Once again I’m having difficulty keeping track of self-ordained right of these players to re-christen themselves with new names. How can these players expect to communicate with each other on the pitch when they remain unsure of which name they should be calling??!??

Consider this a textbook example of how to crush team spirit ; (

 11) Mali 

(Previously #7)

A few bright moments from Marega, who still has a bright future ahead of him and may yet tally in this tournament. Decent efforts from both Salif Coulibaly and Khalifa Coulibaly, neither one of whom is to be confused with the prospect I identified last round—Lassana Coulibaly. ; )

So it goes in the “Voltan” Regions of West Africa. Check out your friendly bookie’s attempts to keep track of the “Cinderella Aigles” in the 2015 tournament if you wish ; )

No “Cinderella Story” this time. Ghana will not beat the Egyptians by enough to erase the goal differential.

The next fixture is still worth tuning into, if only to see some damn cool Mali fans in the stands. Had a blast watching their “fan sections” this afternoon. 

 LINEUP—Les Aigles—MATCH ONE—4-2-1-3 

                      Moussa Marega
           Bakary Sako       Sambo Yatabare
                     Lassana Coulibaly
          Yacouba Sylla  Mamoutou N’Diaye
H. Traore  S. Coulibaly M. Wague O. Coulibaly       
                       Oumar Sissoko

 LINEUP—Les Aigles—MATCH ONE—4-2-1-3 

                     Moussa Marega
         Bakary Sako       Sambo Yatabare
                   Mustapha Yatabare
          Yacouba Sylla  Mamoutou N’Diaye
H. Traore  S. Coulibaly M. Wague O. Coulibaly       
                     Oumar Sissoko

One change for the Eagles.
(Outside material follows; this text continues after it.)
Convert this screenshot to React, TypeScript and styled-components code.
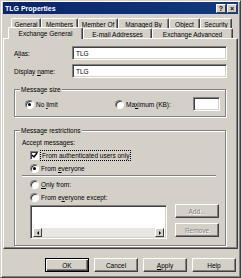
import React from 'react';
import styled, { createGlobalStyle } from 'styled-components';

const GlobalStyle = createGlobalStyle`
  body {
    margin: 0;
    background: #d4d0c8;
    font-family: "Liberation Sans", Arial, sans-serif;
  }
`;

const Window = styled.div`
  width: 241px;
  height: 278px;
  box-sizing: border-box;
  background: #d4d0c8;
  border-top: 1px solid #d4d0c8;
  border-left: 1px solid #d4d0c8;
  border-right: 1px solid #404040;
  border-bottom: 1px solid #404040;
  box-shadow: inset 1px 1px 0 #fff, inset -1px -1px 0 #808080;
  padding: 1px 2px 2px 2px;
  display: flex;
  flex-direction: column;
  font-size: 6.5px;
  color: #000;
`;

const TitleBar = styled.div`
  height: 12px;
  display: flex;
  align-items: center;
  justify-content: space-between;
  padding: 0 1px 0 2px;
  background: linear-gradient(to right, #0a246a, #123a7e);
  color: #fff;
  font-weight: bold;
  font-size: 7px;
`;

const TitleButtons = styled.div`
  display: flex;
  gap: 1px;
`;

const TitleButton = styled.div`
  width: 10px;
  height: 9px;
  box-sizing: border-box;
  background: #d4d0c8;
  color: #000;
  border-top: 1px solid #fff;
  border-left: 1px solid #fff;
  border-right: 1px solid #404040;
  border-bottom: 1px solid #404040;
  font-size: 7px;
  font-weight: bold;
  line-height: 7px;
  text-align: center;
`;

const TabRow = styled.div<{ $indent: number; $top?: number }>`
  display: flex;
  padding-left: ${p => p.$indent}px;
  margin-top: ${p => p.$top ?? 0}px;
  height: 10px;
  align-items: flex-end;
`;

const Tab = styled.div<{ $w: number; $active?: boolean }>`
  width: ${p => p.$w}px;
  height: ${p => (p.$active ? 12 : 10)}px;
  margin-bottom: ${p => (p.$active ? -1 : 0)}px;
  box-sizing: border-box;
  border-top: 1px solid #fff;
  border-left: 1px solid #fff;
  border-right: 1px solid #404040;
  border-radius: 2px 2px 0 0;
  box-shadow: inset -1px 0 0 #808080;
  background: #d4d0c8;
  position: relative;
  z-index: ${p => (p.$active ? 1 : 0)};
  display: flex;
  align-items: center;
  justify-content: center;
  white-space: nowrap;
  padding-top: ${p => (p.$active ? 0 : 1)}px;
`;

const Panel = styled.div`
  height: 211px;
  box-sizing: border-box;
  border-top: 1px solid #fff;
  border-left: 1px solid #fff;
  border-right: 1px solid #404040;
  border-bottom: 1px solid #404040;
  box-shadow: inset -1px -1px 0 #808080;
  padding: 7px 10px 0 10px;
  display: flex;
  flex-direction: column;
`;

const FieldRow = styled.div`
  display: flex;
  align-items: center;
  height: 14px;
  & + & {
    margin-top: 4px;
  }
`;

const FieldLabel = styled.div`
  width: 58px;
`;

const TextBox = styled.div<{ $w?: number }>`
  ${p => (p.$w ? `width: ${p.$w}px;` : 'flex: 1;')}
  height: 14px;
  box-sizing: border-box;
  background: #fff;
  border-top: 1px solid #808080;
  border-left: 1px solid #808080;
  border-right: 1px solid #fff;
  border-bottom: 1px solid #fff;
  box-shadow: inset 1px 1px 0 #404040, inset -1px -1px 0 #d4d0c8;
  padding: 0 3px;
  display: flex;
  align-items: center;
`;

const Group = styled.div<{ $top: number; $h: number }>`
  position: relative;
  margin-top: ${p => p.$top}px;
  height: ${p => p.$h}px;
  box-sizing: border-box;
  border: 1px solid #808080;
  box-shadow: inset 1px 1px 0 #fff, 1px 1px 0 #fff;
  margin-right: 1px;
`;

const GroupTitle = styled.span`
  position: absolute;
  top: -5px;
  left: 5px;
  padding: 0 1px;
  background: #d4d0c8;
  line-height: 9px;
`;

const SizeRow = styled.div`
  display: flex;
  align-items: center;
  padding: 7px 5px 0 10px;
  height: 14px;
`;

const Spacer = styled.div`
  flex: 1;
`;

const Option = styled.label<{ $w?: number }>`
  display: flex;
  align-items: center;
  gap: 2px;
  height: 13px;
  ${p => (p.$w ? `width: ${p.$w}px;` : '')}
`;

const RadioDot = styled.span<{ $on?: boolean }>`
  width: 9px;
  height: 9px;
  box-sizing: border-box;
  border-radius: 50%;
  background: #fff;
  border: 1px solid;
  border-color: #808080 #fff #fff #808080;
  box-shadow: inset 1px 1px 0 #404040;
  display: flex;
  align-items: center;
  justify-content: center;
  flex-shrink: 0;
  &::after {
    content: '';
    width: 3px;
    height: 3px;
    border-radius: 50%;
    background: ${p => (p.$on ? '#000' : 'transparent')};
  }
`;

const CheckBox = styled.span`
  width: 9px;
  height: 9px;
  box-sizing: border-box;
  background: #fff;
  border: 1px solid;
  border-color: #808080 #fff #fff #808080;
  box-shadow: inset 1px 1px 0 #404040;
  display: flex;
  align-items: center;
  justify-content: center;
  flex-shrink: 0;
`;

const Focus = styled.span`
  outline: 1px dotted #000;
  padding: 0 1px;
  line-height: 9px;
`;

const Restrictions = styled.div`
  padding: 5px 0 0 7px;
  display: flex;
  flex-direction: column;
`;

const Indented = styled.div<{ $top?: number }>`
  padding-left: 8px;
  margin-top: ${p => p.$top ?? 0}px;
  display: flex;
  flex-direction: column;
`;

const Separator = styled.div`
  height: 0;
  border-top: 1px solid #808080;
  border-bottom: 1px solid #fff;
  margin-right: 9px;
`;

const ListRow = styled.div`
  display: flex;
  gap: 8px;
  margin-top: 1px;
  padding-left: 8px;
`;

const ListBox = styled.div`
  width: 137px;
  height: 34px;
  box-sizing: border-box;
  background: #fff;
  border-top: 1px solid #808080;
  border-left: 1px solid #808080;
  border-right: 1px solid #fff;
  border-bottom: 1px solid #fff;
  box-shadow: inset 1px 1px 0 #404040, inset -1px -1px 0 #d4d0c8;
  padding: 2px 2px 1px 2px;
  display: flex;
  flex-direction: column;
  justify-content: flex-end;
`;

const ScrollBar = styled.div`
  height: 9px;
  display: flex;
  background: #e9e7e2;
`;

const ScrollArrow = styled.div<{ $dir: 'left' | 'right' }>`
  width: 9px;
  height: 9px;
  box-sizing: border-box;
  background: #d4d0c8;
  border-top: 1px solid #fff;
  border-left: 1px solid #fff;
  border-right: 1px solid #404040;
  border-bottom: 1px solid #404040;
  display: flex;
  align-items: center;
  justify-content: center;
  &::after {
    content: '';
    width: 0;
    height: 0;
    border-top: 2px solid transparent;
    border-bottom: 2px solid transparent;
    ${p => (p.$dir === 'left' ? 'border-right: 2px solid #000;' : 'border-left: 2px solid #000;')}
  }
`;

const SideButtons = styled.div`
  display: flex;
  flex-direction: column;
  gap: 5px;
  margin-top: -1px;
`;

const Button = styled.div<{ $default?: boolean; $disabled?: boolean }>`
  width: 44px;
  height: 14px;
  box-sizing: border-box;
  background: #d4d0c8;
  border: 1px solid;
  border-color: ${p => (p.$default ? '#000' : '#fff #404040 #404040 #fff')};
  box-shadow: ${p =>
    p.$default
      ? 'inset 1px 1px 0 #fff, inset -1px -1px 0 #404040, inset -2px -2px 0 #808080'
      : 'inset -1px -1px 0 #808080'};
  display: flex;
  align-items: center;
  justify-content: center;
  color: ${p => (p.$disabled ? '#808080' : '#000')};
  text-shadow: ${p => (p.$disabled ? '1px 1px 0 #fff' : 'none')};
`;

const Footer = styled.div`
  display: flex;
  justify-content: flex-end;
  gap: 5px;
  padding: 9px 2px 0 0;
`;

const U = styled.span`
  text-decoration: underline;
`;

const tabsBack = [
  { label: 'General', w: 30 },
  { label: 'Members', w: 37 },
  { label: 'Member Of', w: 40 },
  { label: 'Managed By', w: 51 },
  { label: 'Object', w: 31 },
  { label: 'Security', w: 32 },
];

const tabsFront = [
  { label: 'Exchange General', w: 75, active: true },
  { label: 'E-mail Addresses', w: 69 },
  { label: 'Exchange Advanced', w: 81 },
];

function App(): JSX.Element {
  return (
    <>
      <GlobalStyle />
      <Window>
        <TitleBar>
          <span>TLG Properties</span>
          <TitleButtons>
            <TitleButton>?</TitleButton>
            <TitleButton>×</TitleButton>
          </TitleButtons>
        </TitleBar>

        <TabRow $indent={8} $top={4}>
          {tabsBack.map(t => (
            <Tab key={t.label} $w={t.w}>
              {t.label}
            </Tab>
          ))}
        </TabRow>
        <TabRow $indent={5}>
          {tabsFront.map(t => (
            <Tab key={t.label} $w={t.w} $active={t.active}>
              {t.label}
            </Tab>
          ))}
        </TabRow>

        <Panel>
          <FieldRow>
            <FieldLabel>
              A<U>l</U>ias:
            </FieldLabel>
            <TextBox>TLG</TextBox>
          </FieldRow>
          <FieldRow>
            <FieldLabel>
              Display <U>n</U>ame:
            </FieldLabel>
            <TextBox>TLG</TextBox>
          </FieldRow>

          <Group $top={11} $h={28}>
            <GroupTitle>Message size</GroupTitle>
            <SizeRow>
              <Option $w={90}>
                <RadioDot $on />
                <span>
                  No <U>l</U>imit
                </span>
              </Option>
              <Option>
                <RadioDot />
                <span>
                  Ma<U>x</U>imum (KB):
                </span>
              </Option>
              <Spacer />
              <TextBox $w={27} />
            </SizeRow>
          </Group>

          <Group $top={13} $h={116}>
            <GroupTitle>Message restrictions</GroupTitle>
            <Restrictions>
              <Option>Accept messages:</Option>
              <Indented>
                <Option>
                  <CheckBox>
                    <svg width="7" height="7" viewBox="0 0 7 7">
                      <path d="M1 3 L3 5 L6 1" stroke="#000" strokeWidth="1.4" fill="none" />
                    </svg>
                  </CheckBox>
                  <Focus>From authenticated users only</Focus>
                </Option>
                <Option>
                  <RadioDot $on />
                  <span>
                    From <U>e</U>veryone
                  </span>
                </Option>
              </Indented>
              <Separator />
              <Indented $top={1}>
                <Option>
                  <RadioDot />
                  <span>
                    <U>O</U>nly from:
                  </span>
                </Option>
                <Option>
                  <RadioDot />
                  <span>
                    From e<U>v</U>eryone except:
                  </span>
                </Option>
              </Indented>
              <ListRow>
                <ListBox>
                  <ScrollBar>
                    <ScrollArrow $dir="left" />
                    <Spacer />
                    <ScrollArrow $dir="right" />
                  </ScrollBar>
                </ListBox>
                <SideButtons>
                  <Button $disabled>Add...</Button>
                  <Button $disabled>Remove</Button>
                </SideButtons>
              </ListRow>
            </Restrictions>
          </Group>
        </Panel>

        <Footer>
          <Button $default>OK</Button>
          <Button>Cancel</Button>
          <Button>
            <span>
              <U>A</U>pply
            </span>
          </Button>
          <Button>Help</Button>
        </Footer>
      </Window>
    </>
  );
}

export default App;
A curious move. Yatabare replacing the hungry Lassana Coulibaly? Difficult to ascertain the reasoning behind that change. But I’m not the coach…

 10) Togo 

(Previously #10)

Certainly started off promisingly enough with Dossevi’s fine finish as the trailer on those lightning-quick counterattack. The standard Liege midfielder actually had a great game on the right flank. Though the Hawks ultimately failed to establish a good rhythm, one couldn’t accuse the wingers of ever laying down. Lots of sweat invested there. On the topic of a player who simply refuses to quit, I miss Emmanuel Adebayor already. ; (

Why does this man have to go away? Why won’t at least a second-tier European Club sign him to mentor the youngsters? The former Premiership Star has been a favorite of this Sportsbook for nearly a decade. His tenacious play and imposing physical presence make him one of my all time favorite footballers.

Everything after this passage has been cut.